A new contradiction sits at the center of how Americans say they invest versus how they actually invest. The Charles Schwab Modern Wealth Survey 2025 found that over 63% of Americans believe investing today requires more long-term patience, yet 43% of active traders report trading more frequently than when they first started investing. The gap between stated beliefs and actual behavior is sizable, and for pre-retirees and retirees who depend on income-focused portfolios, it carries implications for retirement risk.
The trading data is more striking than the headline suggests. According to Schwab, 89% of investors trade at least once a year, and 24% trade daily or weekly. Trading every week becomes a concern inside an account meant to fund 25 or 30 years of retirement spending. Each trade introduces tax friction inside taxable accounts, bid-ask spread costs, and the possibility of selling a dividend payer right before its ex-date.
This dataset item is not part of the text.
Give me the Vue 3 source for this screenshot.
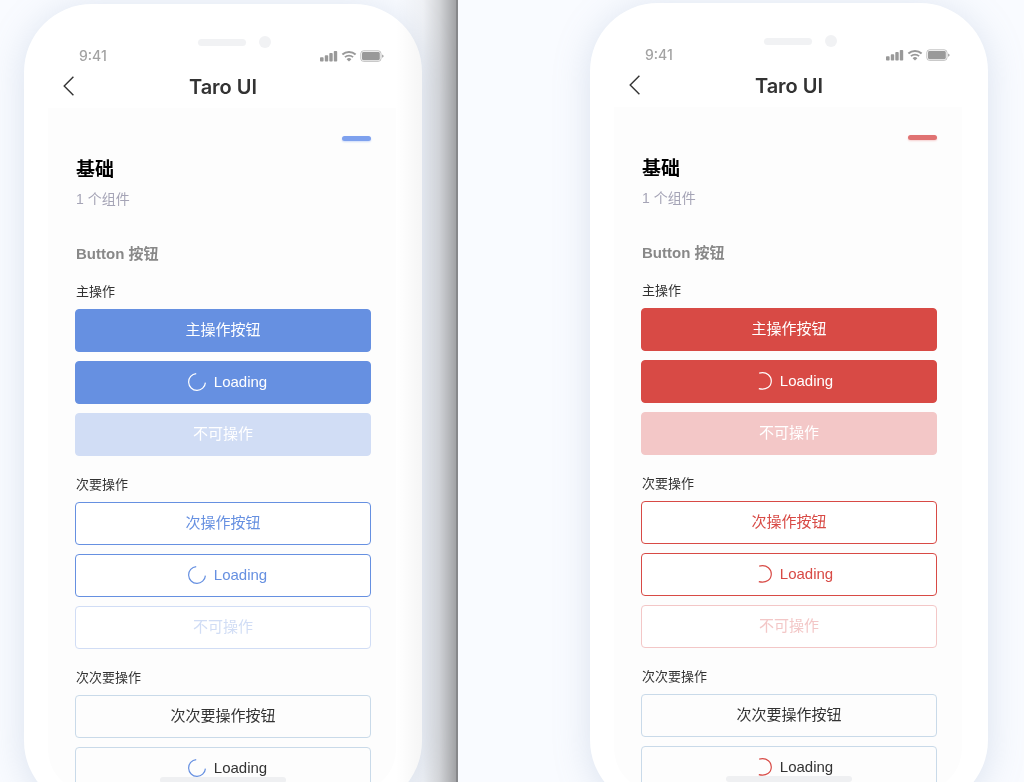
<script setup>
const themes = [
  { name: 'blue', arc: 'M17.4 9.6A8.4 8.4 0 1 1 8.2 .6' },
  { name: 'red', arc: 'M5.2 1.1C13.5-.8 17.4 4.6 17.3 9.2C17.1 14.4 12.6 18.6 4.8 16.7' }
]

const groups = [
  {
    title: '主操作',
    kind: 'primary',
    buttons: [
      { text: '主操作按钮' },
      { text: 'Loading', loading: true },
      { text: '不可操作', disabled: true }
    ]
  },
  {
    title: '次要操作',
    kind: 'secondary',
    buttons: [
      { text: '次操作按钮' },
      { text: 'Loading', loading: true },
      { text: '不可操作', disabled: true }
    ]
  },
  {
    title: '次次要操作',
    kind: 'plain',
    buttons: [{ text: '次次要操作按钮' }, { text: 'Loading', loading: true }]
  }
]
</script>

<template>
  <main class="page">
    <section v-for="theme in themes" :key="theme.name" class="pane" :class="theme.name">
      <article class="phone">
        <div class="speaker">
          <span class="slot"></span>
          <span class="camera"></span>
        </div>
        <div class="status">
          <span class="time">9:41</span>
          <svg class="status-icons" width="64" height="12" viewBox="0 0 64 12" aria-hidden="true">
            <g fill="#999">
              <rect x="0" y="7.3" width="3.6" height="4.2" rx=".8" />
              <rect x="4.8" y="5.2" width="3.4" height="6.3" rx=".8" />
              <rect x="9.3" y="3.1" width="3.4" height="8.4" rx=".8" />
              <rect x="13.8" y="1" width="3.4" height="10.5" rx=".8" />
              <path d="M29 11.5l-2.4-2.3a3.5 3.5 0 0 1 4.8 0z" />
              <rect x="42" y="2" width="17.8" height="8.2" rx="1.4" />
              <path d="M62.2 4.4q1.4.6 1.4 1.7t-1.4 1.7z" />
            </g>
            <g fill="none" stroke="#999">
              <path d="M22.4 4.6a9.6 9.6 0 0 1 13.2 0" stroke-width="2" />
              <path d="M24.9 7.2a6 6 0 0 1 8.2 0" stroke-width="1.7" />
              <rect x="40.8" y=".8" width="20.2" height="10.6" rx="2.8" stroke-opacity=".6" />
            </g>
          </svg>
        </div>
        <header class="nav">
          <button class="back" type="button" aria-label="返回">
            <svg width="12" height="20" viewBox="0 0 12 20" aria-hidden="true">
              <path d="M10.4 .8L1.2 10l9.2 9.2" fill="none" stroke="#333" stroke-width="1.4" />
            </svg>
          </button>
          <h1>Taro UI</h1>
        </header>
        <div class="screen">
          <div class="accent"></div>
          <h2>基础</h2>
          <p class="count">1 个组件</p>
          <h3>Button 按钮</h3>
          <div v-for="group in groups" :key="group.title" class="group">
            <h4>{{ group.title }}</h4>
            <button
              v-for="item in group.buttons"
              :key="item.text"
              type="button"
              class="btn"
              :class="group.kind"
              :disabled="item.disabled"
            >
              <svg v-if="item.loading" class="spinner" width="18" height="18" viewBox="0 0 18 18" aria-hidden="true">
                <path :d="theme.arc" fill="none" stroke-width="1.2" />
              </svg>
              <span>{{ item.text }}</span>
            </button>
          </div>
        </div>
        <span class="home"></span>
      </article>
    </section>
  </main>
</template>

<style>
body {
  background: #f9fbff;
}
</style>

<style scoped>
.page {
  display: grid;
  grid-template-columns: minmax(0, 458fr) minmax(0, 566fr);
  height: 100vh;
  overflow: hidden;
  font-family: "Liberation Sans", "Noto Sans CJK SC", sans-serif;
  color: #333;
}

.pane {
  position: relative;
  display: flex;
  justify-content: flex-end;
  align-items: flex-start;
  padding: 3px 36px 0 24px;
  overflow: hidden;
  background: #f9fbff;
}

.blue {
  --main: #6690e1;
  --faded: #d1ddf5;
  --accent: #7ea1ee;
  --accent-shadow: #cfdcf8;
  padding-top: 4px;
}

.red {
  --main: #d84a45;
  --faded: #f3c7c7;
  --accent: #e07272;
  --accent-shadow: #f6d0d0;
}

.blue::after {
  content: "";
  position: absolute;
  top: 0;
  right: 0;
  bottom: 0;
  width: 62px;
  border-right: 2px solid #87888b;
  box-sizing: border-box;
  background: linear-gradient(to right, rgba(0, 0, 0, 0), rgba(0, 0, 0, 0.04) 45%, rgba(0, 0, 0, 0.15) 72%, rgba(0, 0, 0, 0.35));
  pointer-events: none;
}

.phone {
  position: relative;
  width: 100%;
  max-width: 398px;
  padding: 32px 0 16px;
  box-sizing: border-box;
  border-radius: 68px;
  background: #fff;
  box-shadow: 0 4px 36px rgba(130, 155, 190, 0.26);
}

.speaker {
  display: flex;
  align-items: center;
  justify-content: center;
  gap: 13px;
  height: 12px;
  padding-left: 22px;
}

.slot {
  width: 48px;
  height: 7px;
  border-radius: 4px;
  background: #f1f2f4;
}

.camera {
  width: 12px;
  height: 12px;
  border-radius: 50%;
  background: #f1f2f4;
}

.status {
  display: flex;
  align-items: center;
  justify-content: space-between;
  height: 16px;
  padding: 0 38px 0 55px;
}

.time {
  font: 500 14px/16px Inter, sans-serif;
  color: #a3a3a3;
}

.nav {
  display: grid;
  grid-template-columns: 40px 1fr 40px;
  align-items: center;
  height: 44px;
  padding: 0 39px;
}

.back {
  display: flex;
  padding: 0;
  border: 0;
  background: none;
}

h1,
h2,
h3,
h4,
p {
  margin: 0;
}

h1 {
  padding-top: 1px;
  font: 600 20px/24px Inter, sans-serif;
  text-align: center;
}

.screen {
  margin: 0 26px 0 24px;
  padding: 28px 25px 3px 27px;
  border-radius: 0 0 44px 44px;
  background: #fdfdfd;
}

.accent {
  width: 29px;
  height: 5px;
  margin-left: auto;
  border-radius: 3px;
  background: var(--accent);
  box-shadow: 0 1px 2px var(--accent-shadow);
}

h2,
h3,
h4,
.count {
  padding-left: 1px;
}

h2 {
  margin-top: 15px;
  font-size: 19px;
  line-height: 28px;
  color: #000;
}

.count {
  margin-top: 5px;
  font-size: 14px;
  line-height: 20px;
  color: #a5a4b6;
}

h3 {
  margin-top: 33px;
  font-size: 15px;
  line-height: 24px;
  color: #888;
}

.group {
  display: flex;
  flex-direction: column;
  gap: 9px;
  margin-top: 20px;
}

h3 + .group {
  margin-top: 17px;
}

h4 {
  margin-bottom: -1px;
  font-size: 13px;
  font-weight: 400;
  line-height: 18px;
}

.btn {
  display: flex;
  align-items: center;
  justify-content: center;
  gap: 8px;
  height: 43px;
  padding: 0 0 1px;
  border: 1px solid var(--main);
  border-radius: 4px;
  font-family: inherit;
  font-size: 15px;
  line-height: 22px;
  color: var(--main);
  background: #fff;
}

.primary {
  color: #fff;
  background: var(--main);
}

.plain {
  border-color: #c9dae9;
  color: #333;
  background: #fdfdfd;
}

.secondary:disabled {
  border-color: var(--faded);
  color: var(--faded);
}

.primary:disabled {
  border-color: var(--faded);
  background: var(--faded);
}

.spinner {
  margin-left: 9px;
  stroke: var(--main);
}

.primary .spinner {
  stroke: #fff;
}

.home {
  position: absolute;
  left: 50%;
  bottom: 26px;
  width: 126px;
  height: 6px;
  margin-left: -63px;
  border-radius: 3px;
  background: #f1f2f4;
  mix-blend-mode: multiply;
}
</style>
What Is Driving the Extra Activity
The reasons investors give for trading more are revealing because none of them are about the portfolio itself. Schwab found that the top motivations among those trading more frequently were access to better trading platforms and tools (51%), the desire to capitalize on market opportunities (51%), and increased confidence from experience (48%). Better tools and rising confidence are platform features and personality traits. They describe why the trade is easy to place rather than the investment thesis behind it.
The current market environment makes the temptation worse. The S&P 500 is up 29.2% over the past year and 12.24% in the past month alone. The VIX has fallen from a March peak of 31.05 to 18.02, a 42% decline in 30 days. Sharp rallies after volatility spikes are conditions historically associated with rising investor confidence and increased trading activity.
The Income Portfolio Problem
For retirees, the broader risk is that activity erodes the structure of an income-focused portfolio, even when an individual trade does not lose money on its own. The 10-year Treasury currently yields 4.35%, and the broad bond market, as measured by the Vanguard Total Bond Market ETF (NASDAQ:BND | BND Price Prediction), returned 4.5% over the past year. Those numbers are the predictable cash flow when held. They become something else when traded around. Selling a bond fund during a rate spike to chase equity momentum, then rebuying after stocks have run, is one of the more common ways pre-retirees discover their realized returns are well below the index they tracked.
The pressure to trade also has a household-finance backdrop. The personal savings rate has fallen from 6.2% in Q1 2024 to 4.0% in Q4 2025, and consumer sentiment sits at 53.3, deep in pessimistic territory. When saving capacity shrinks and inflation, as measured by core PCE, sits at the 90.9th percentile of its 12-month range, the impulse to make the portfolio “do more” grows louder.
The Multiple-Account Trap
Schwab also found that 46% of investors maintain a main portfolio plus one or more smaller, separate portfolios, with 38% using side accounts to try new strategies and 29% using them to actively trade. Fragmenting a retirement plan into a serious account and a play account sounds disciplined, but the play account often pulls capital and attention out of the income engine over time.
Boomers show the cleanest version of the paradox, as the report indicates that 66% are in agreement that investing requires long-term patience, the highest of any cohort, while 59% also believe modern portfolios are more sophisticated and require professional guidance. Acknowledging complexity and acting on it are separate steps.
Frameworks Investors Use
- Some investors count the trades placed in the last 90 days across all accounts, including any “side” portfolios, and compare that figure to the number of rebalances called for in their written investment plan.
- A written rebalancing rule, such as quarterly or when an asset class drifts more than 5% from target, is one approach used to route trade decisions through a rule rather than the news cycle.
- With the 10-year at 4.35%, a Treasury or investment-grade bond ladder covering required spending over the next three to five years is one structure used to insulate the income portion of a portfolio from trading activity during volatility spikes.